Small ways to mend a friendship this week

  1. Send the message you’ve been putting off. Keep it warm and short — “I’ve been thinking about you” is enough to walk toward the fire.
  2. If you were the one who messed up, name it plainly and once. You don’t need a speech, just honesty without excuses.
  3. If you were the one let down, ask the “do you still care” question instead of opening with the charge sheet.
  4. Forgive the way you’d want to be forgiven — without keeping a running tally you bring up later.
  5. Offer trust, not just peace. Make plans, ask for help, let them back into something real.
  6. Pray for the friend by name. It’s hard to stay cold toward someone you’re lifting up to God.

A quiet challenge

Is there a friendship you’ve quietly filed under “probably ruined”? Maybe you were Peter, still standing outside in the dark assuming you’ve been crossed off the list.
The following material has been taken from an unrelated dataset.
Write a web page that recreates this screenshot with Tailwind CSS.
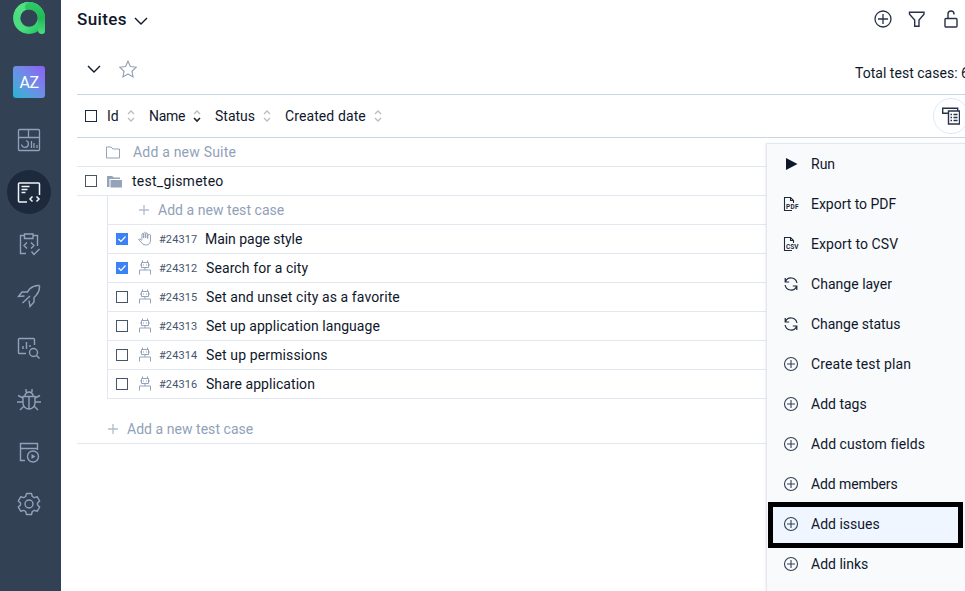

Maybe you’re the one holding the list, and you’ve let the silence do your talking.

The God who made sure Peter heard the good news is the same God near you now, and he is not in the business of keeping score against the people he loves. If that’s new to you, or you have questions about Jesus, please ask — that door is genuinely open. And if there’s a friend on your heart, maybe today is the morning to put some fish on the fire and wait on the shore for them.

You are loved — more than you’ve been keeping track of. Blessings on you today.